In 1972–73, The Faces recorded the song as an outtake for Ooh La La (1973), their final studio album. In 1974, Millie Jackson released her version of the song which received two Grammy Award nominations. In 1978, Barbara Mandrell's version topped the U.S. country chart, reached number 31 on the Billboard Hot 100 (number 27 Cashbox), and was nominated for Single of the Year at the 1979 CMA (Country Music Association) Awards. Rod Stewart recorded the song for Foot Loose & Fancy Free (1977), his eighth album; as a single it peaked at number 23 on the UK Singles Chart in 1980.

Content
The song is about an adulterous love affair, told from the point of view of either the mistress or the cheating spouse, depending on the gender of the performer.  Regardless, both parties involved express their desire to maintain the affair, while at the same time acknowledging that the relationship is wrong according to conventional moral standards.

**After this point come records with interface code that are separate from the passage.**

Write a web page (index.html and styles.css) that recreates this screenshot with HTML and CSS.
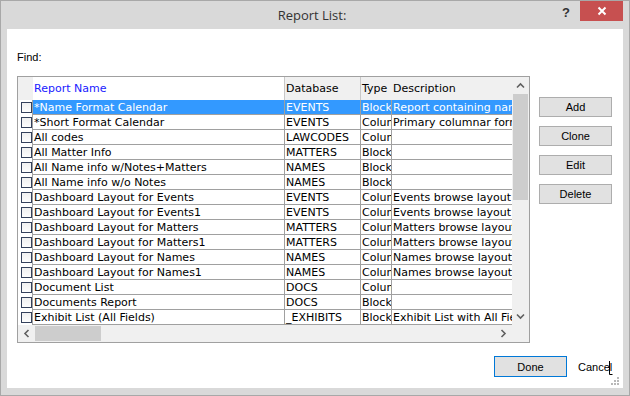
FILE: index.html
```html
<!DOCTYPE html>
<html>
<head>
	<meta charset="utf-8">
	<title>Report List</title>
	<link rel="stylesheet" href="styles.css">
</head>
<body>

<div class="window">
	<div class="titlebar">
		<div></div>
		<div class="title">Report List:</div>
		<div class="controls">
			<span class="help">?</span>
			<span class="close">
				<svg width="10" height="10" viewBox="0 0 10 10"><path d="M1.5 1.5 L8.5 8.5 M8.5 1.5 L1.5 8.5" stroke="#fff" stroke-width="2" fill="none"/></svg>
			</span>
		</div>
	</div>

	<div class="client">
		<div class="find">Find:</div>

		<div class="main">
			<div class="list">
				<div class="view">
					<div class="row head">
						<div class="cell chk"></div>
						<div class="cell sorted">Report Name</div>
						<div class="cell">Database</div>
						<div class="cell type">Type</div>
						<div class="cell">Description</div>
					</div>
					<div class="row sel">
						<div class="cell chk"><span class="box"></span></div>
						<div class="cell">*Name Format Calendar</div>
						<div class="cell">EVENTS</div>
						<div class="cell">Block</div>
						<div class="cell">Report containing names</div>
					</div>
					<div class="row">
						<div class="cell chk"><span class="box"></span></div>
						<div class="cell">*Short Format Calendar</div>
						<div class="cell">EVENTS</div>
						<div class="cell">Column</div>
						<div class="cell">Primary columnar format</div>
					</div>
					<div class="row">
						<div class="cell chk"><span class="box"></span></div>
						<div class="cell">All codes</div>
						<div class="cell">LAWCODES</div>
						<div class="cell">Column</div>
						<div class="cell"></div>
					</div>
					<div class="row">
						<div class="cell chk"><span class="box"></span></div>
						<div class="cell">All Matter Info</div>
						<div class="cell">MATTERS</div>
						<div class="cell">Block</div>
						<div class="cell"></div>
					</div>
					<div class="row">
						<div class="cell chk"><span class="box"></span></div>
						<div class="cell">All Name info w/Notes+Matters</div>
						<div class="cell">NAMES</div>
						<div class="cell">Block</div>
						<div class="cell"></div>
					</div>
					<div class="row">
						<div class="cell chk"><span class="box"></span></div>
						<div class="cell">All Name info w/o Notes</div>
						<div class="cell">NAMES</div>
						<div class="cell">Block</div>
						<div class="cell"></div>
					</div>
					<div class="row">
						<div class="cell chk"><span class="box"></span></div>
						<div class="cell">Dashboard Layout for Events</div>
						<div class="cell">EVENTS</div>
						<div class="cell">Column</div>
						<div class="cell">Events browse layout</div>
					</div>
					<div class="row">
						<div class="cell chk"><span class="box"></span></div>
						<div class="cell">Dashboard Layout for Events1</div>
						<div class="cell">EVENTS</div>
						<div class="cell">Column</div>
						<div class="cell">Events browse layout</div>
					</div>
					<div class="row">
						<div class="cell chk"><span class="box"></span></div>
						<div class="cell">Dashboard Layout for Matters</div>
						<div class="cell">MATTERS</div>
						<div class="cell">Column</div>
						<div class="cell">Matters browse layout</div>
					</div>
					<div class="row">
						<div class="cell chk"><span class="box"></span></div>
						<div class="cell">Dashboard Layout for Matters1</div>
						<div class="cell">MATTERS</div>
						<div class="cell">Column</div>
						<div class="cell">Matters browse layout</div>
					</div>
					<div class="row">
						<div class="cell chk"><span class="box"></span></div>
						<div class="cell">Dashboard Layout for Names</div>
						<div class="cell">NAMES</div>
						<div class="cell">Column</div>
						<div class="cell">Names browse layout</div>
					</div>
					<div class="row">
						<div class="cell chk"><span class="box"></span></div>
						<div class="cell">Dashboard Layout for Names1</div>
						<div class="cell">NAMES</div>
						<div class="cell">Column</div>
						<div class="cell">Names browse layout</div>
					</div>
					<div class="row">
						<div class="cell chk"><span class="box"></span></div>
						<div class="cell">Document List</div>
						<div class="cell">DOCS</div>
						<div class="cell">Column</div>
						<div class="cell"></div>
					</div>
					<div class="row">
						<div class="cell chk"><span class="box"></span></div>
						<div class="cell">Documents Report</div>
						<div class="cell">DOCS</div>
						<div class="cell">Block</div>
						<div class="cell"></div>
					</div>
					<div class="row">
						<div class="cell chk"><span class="box"></span></div>
						<div class="cell">Exhibit List (All Fields)</div>
						<div class="cell">_EXHIBITS</div>
						<div class="cell">Block</div>
						<div class="cell">Exhibit List with All Fields</div>
					</div>
				</div>

				<div class="vscroll">
					<div class="arrow"><svg width="9" height="9" viewBox="0 0 9 9"><path d="M1 6.5 L4.5 3 L8 6.5" stroke="#606060" stroke-width="1.6" fill="none"/></svg></div>
					<div class="thumb"></div>
					<div class="track"></div>
					<div class="arrow"><svg width="9" height="9" viewBox="0 0 9 9"><path d="M1 2.5 L4.5 6 L8 2.5" stroke="#606060" stroke-width="1.6" fill="none"/></svg></div>
				</div>
				<div class="hscroll">
					<div class="arrow"><svg width="9" height="9" viewBox="0 0 9 9"><path d="M6.5 1 L3 4.5 L6.5 8" stroke="#606060" stroke-width="1.6" fill="none"/></svg></div>
					<div class="thumb"></div>
					<div class="track"></div>
					<div class="arrow"><svg width="9" height="9" viewBox="0 0 9 9"><path d="M2.5 1 L6 4.5 L2.5 8" stroke="#606060" stroke-width="1.6" fill="none"/></svg></div>
				</div>
				<div class="corner"></div>
			</div>

			<div class="side">
				<button type="button">Add</button>
				<button type="button">Clone</button>
				<button type="button">Edit</button>
				<button type="button">Delete</button>
			</div>
		</div>

		<div class="footer">
			<button type="button" class="done">Done</button>
			<button type="button" class="flat">Cancel</button>
		</div>

		<svg class="ibeam" width="5" height="16" viewBox="0 0 5 16"><path d="M1.5 1 V14.5 H4.5" stroke="#000" stroke-width="1" fill="none"/></svg>
		<svg class="grip" width="8" height="8" viewBox="0 0 8 8" fill="#b8b8b8">
			<rect x="6" y="0" width="2" height="2"/>
			<rect x="3" y="3" width="2" height="2"/><rect x="6" y="3" width="2" height="2"/>
			<rect x="0" y="6" width="2" height="2"/><rect x="3" y="6" width="2" height="2"/><rect x="6" y="6" width="2" height="2"/>
		</svg>
	</div>
</div>

</body>
</html>
```

FILE: styles.css
```css
body {
	margin: 0;
	font-family: "Liberation Sans", Arial, sans-serif;
}

.window {
	width: 630px;
	height: 396px;
	box-sizing: border-box;
	border: 1px solid #a8a8a8;
	background: #d9d9d9;
	padding: 0 6px 7px;
	display: flex;
	flex-direction: column;
}

.titlebar {
	height: 28px;
	display: grid;
	grid-template-columns: 1fr auto 1fr;
	align-items: center;
}

.title {
	font-family: "Open Sans", sans-serif;
	font-size: 13px;
	color: #333;
	padding: 0 6px 1px 0;
}

.controls {
	justify-self: end;
	align-self: start;
	display: flex;
	align-items: flex-start;
}

.help {
	font-weight: 700;
	font-size: 13px;
	color: #333;
	margin: 4px 10px 0 0;
}

.close {
	width: 43px;
	height: 20px;
	background: #c75050;
	display: flex;
	align-items: center;
	justify-content: center;
}

.client {
	flex: 1;
	background: #fff;
	padding: 0 10px;
	position: relative;
	display: flex;
	flex-direction: column;
	font-size: 11px;
}

.find {
	padding: 21px 0 11px;
	line-height: 15px;
	color: #000;
}

.main {
	display: flex;
}

/* list view */
.list {
	width: 513px;
	height: 267px;
	box-sizing: border-box;
	border: 1px solid #a0a0a0;
	display: grid;
	grid-template-columns: 494px 17px;
	grid-template-rows: 248px 17px;
	font-family: "DejaVu Sans", Verdana, sans-serif;
	font-size: 11px;
}

.view {
	overflow: hidden;
}

.row {
	display: grid;
	grid-template-columns: 15px 252px 76px 31px 120px;
	height: 15px;
}

.cell {
	box-sizing: border-box;
	border-right: 1px solid #a0a0a0;
	border-bottom: 1px solid #a0a0a0;
	padding: 1px 0 0 1px;
	line-height: 14px;
	white-space: nowrap;
	overflow: hidden;
	color: #000;
}

.cell:last-child {
	border-right: 0;
}

.cell.chk {
	border-bottom: 0;
	padding: 2px 0 0 3px;
}

.box {
	display: block;
	width: 9px;
	height: 9px;
	border: 1px solid #34415c;
	background: linear-gradient(#f0f0f0, #fdfdfd);
}

.row.head {
	height: 23px;
}

.head .cell {
	background: #f0f0f0;
	border-bottom: 0;
	border-right-color: #c8c8c8;
	padding-top: 0;
	line-height: 23px;
}

.head .cell.chk,
.head .cell.type {
	border-right-color: #f0f0f0;
}

.head .cell.sorted {
	background: #fff;
	color: #1a1aff;
}

.row.sel .cell:not(.chk) {
	background: #3399ff;
	color: #fff;
}

/* scrollbars */
.vscroll, .hscroll, .corner {
	background: #f0f0f0;
	display: flex;
}

.vscroll {
	flex-direction: column;
}

.arrow {
	width: 17px;
	height: 17px;
	flex: none;
	display: flex;
	align-items: center;
	justify-content: center;
}

.track {
	flex: 1;
}

.thumb {
	background: #cdcdcd;
	flex: none;
}

.vscroll .thumb {
	height: 106px;
	margin: 0 1px;
}

.hscroll .thumb {
	width: 66px;
	margin: 1px 0;
}

/* buttons */
.side {
	margin-left: 9px;
	padding-top: 21px;
	display: flex;
	flex-direction: column;
	gap: 9px;
}

button {
	width: 73px;
	height: 20px;
	box-sizing: border-box;
	border: 1px solid #adadad;
	background: #e1e1e1;
	font-family: "Liberation Sans", Arial, sans-serif;
	font-size: 11px;
	color: #000;
	padding: 0;
}

.footer {
	display: flex;
	justify-content: flex-end;
	align-items: center;
	margin-top: 13px;
}

button.done {
	height: 21px;
	border-color: #0078d7;
}

button.flat {
	width: 35px;
	margin-left: 11px;
	border: 0;
	background: none;
	text-align: left;
}

.ibeam {
	position: absolute;
	left: 601px;
	top: 331px;
}

.grip {
	position: absolute;
	right: 4px;
	bottom: 3px;
}
```
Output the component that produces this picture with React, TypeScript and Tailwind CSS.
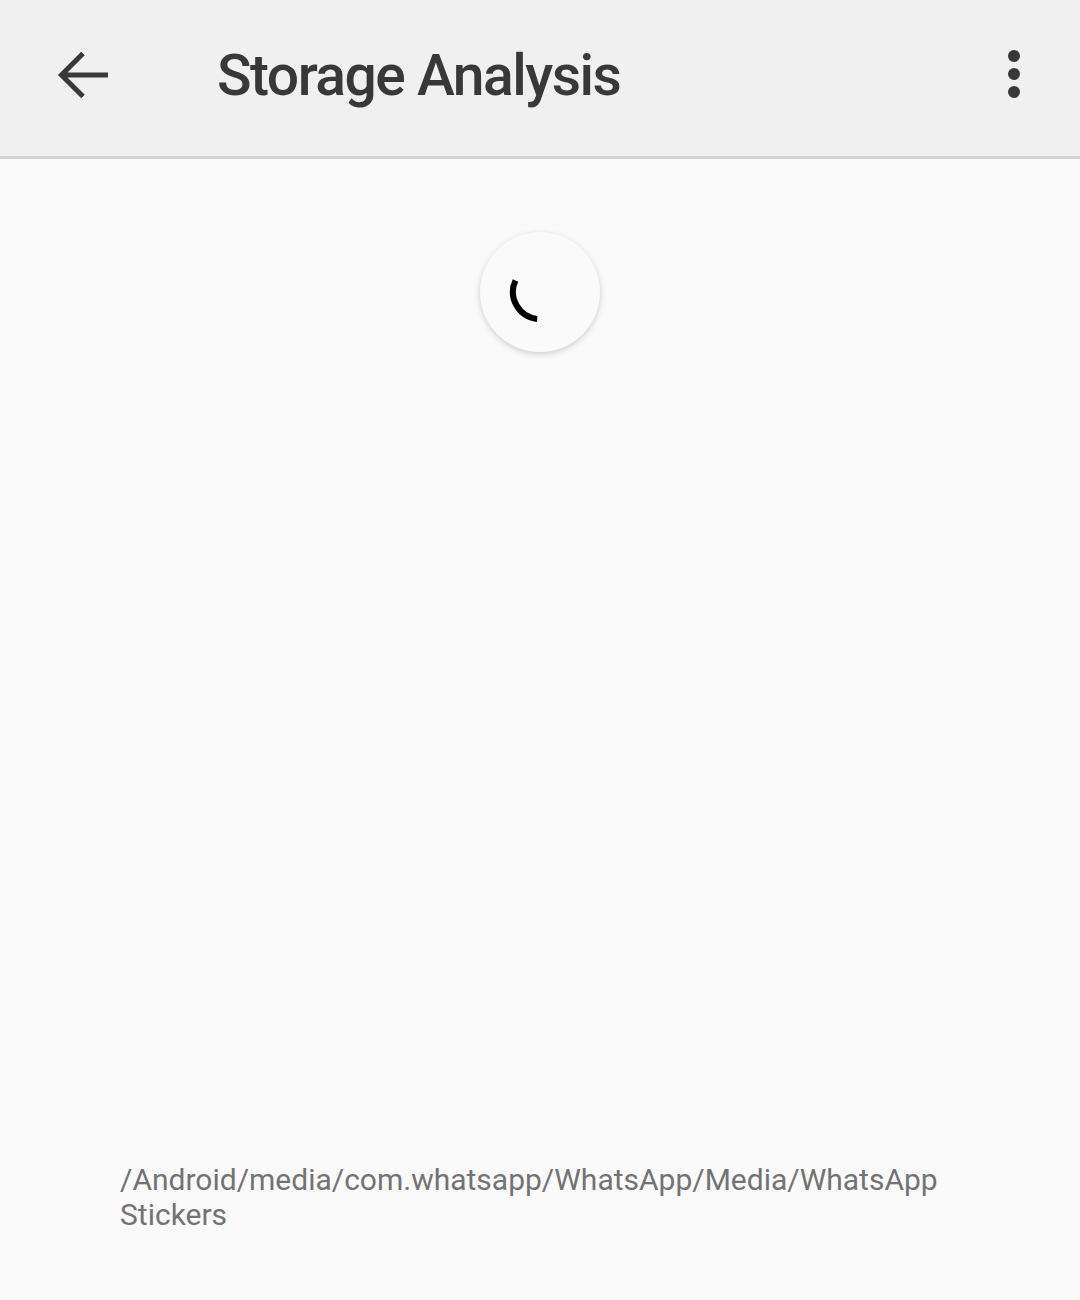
import React from "react";

export default function App() {
  return (
    <div className="w-[1080px] h-[1300px] bg-[#fafafa] flex flex-col" style={{ fontFamily: "Roboto, 'Noto Sans', sans-serif" }}>
      <div className="h-[159px] bg-[#f0f0f0] border-b-[3px] border-[#d2d2d2] flex items-center shrink-0 pb-[6px]">
        <div className="w-[168px] flex items-center justify-center">
          <svg width="56" height="56" viewBox="0 0 56 56">
            <path d="M52 28H6M27 6.5L5.5 28 27 49.5" fill="none" stroke="#383838" strokeWidth="5" strokeLinecap="butt" strokeLinejoin="miter" />
          </svg>
        </div>
        <div className="flex-1 pl-[49px] text-[57px] font-medium tracking-[-1.5px] text-[#383838] leading-none">Storage Analysis</div>
        <div className="w-[132px] flex items-center justify-center -mt-[2px]">
          <div className="flex flex-col gap-[6px]">
            <div className="w-[12px] h-[12px] rounded-full bg-[#383838]" />
            <div className="w-[12px] h-[12px] rounded-full bg-[#383838]" />
            <div className="w-[12px] h-[12px] rounded-full bg-[#383838]" />
          </div>
        </div>
      </div>
      <div className="flex-1 flex flex-col">
        <div className="flex justify-center pt-[73px]">
          <div className="w-[120px] h-[120px] rounded-full bg-[#fafafa] shadow-[0_2px_6px_rgba(0,0,0,0.18)] flex items-center justify-center">
            <svg width="120" height="120" viewBox="0 0 120 120">
              <path d="M 57.2 86.9 A 27 27 0 0 1 35.5 48.6" fill="none" stroke="#000" strokeWidth="6" />
            </svg>
          </div>
        </div>
        <div className="flex-1" />
        <div className="px-[120px] pb-[68px] text-[30px] leading-[35px] text-[#737373]">
          /Android/media/com.whatsapp/WhatsApp/Media/WhatsApp Stickers
        </div>
      </div>
    </div>
  );
}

Millie Jackson, however, took a somewhat different approach. On both studio and live recordings, her version is typically divided into three parts: "(If Loving You Is Wrong) I Don't Want to Be Right", "The Rap", and "(If Loving You Is Wrong) I Don't Want to Be Right (Reprise)", which together have a running time of over 11 minutes. The first and third parts include the song more or less as originally written, while the second part was written by Jackson herself. Titled "The Rap", the middle segment is a monologue in which an unrepentant Jackson discusses her status as the "other woman" and why she loves it.

Notable performers
It was first recorded by The Emotions (but their version has never been released), and by Veda Brown, whose version was finally released in 2008.  Other notable singers to cover it include: country singer Jackie Burns (whose version made Hot Country Songs in 1972), Isaac Hayes, Millie Jackson, Rod Stewart, Percy Sledge, Bobby "Blue" Bland, David Ruffin, Barbara Mason, LeAnn Rimes, Renée Geyer, Ramsey Lewis, jazz chanteuse Della Reese, reggae singers Alton Ellis, George Faith and Glen Washington, Tom Jones, Cassandra Wilson, Nathan Cavaleri, Rania Zeriri, Barbara Mandrell and Johanne Desforges (French cover: Si je ne peux t'aimer a quoi bon exister).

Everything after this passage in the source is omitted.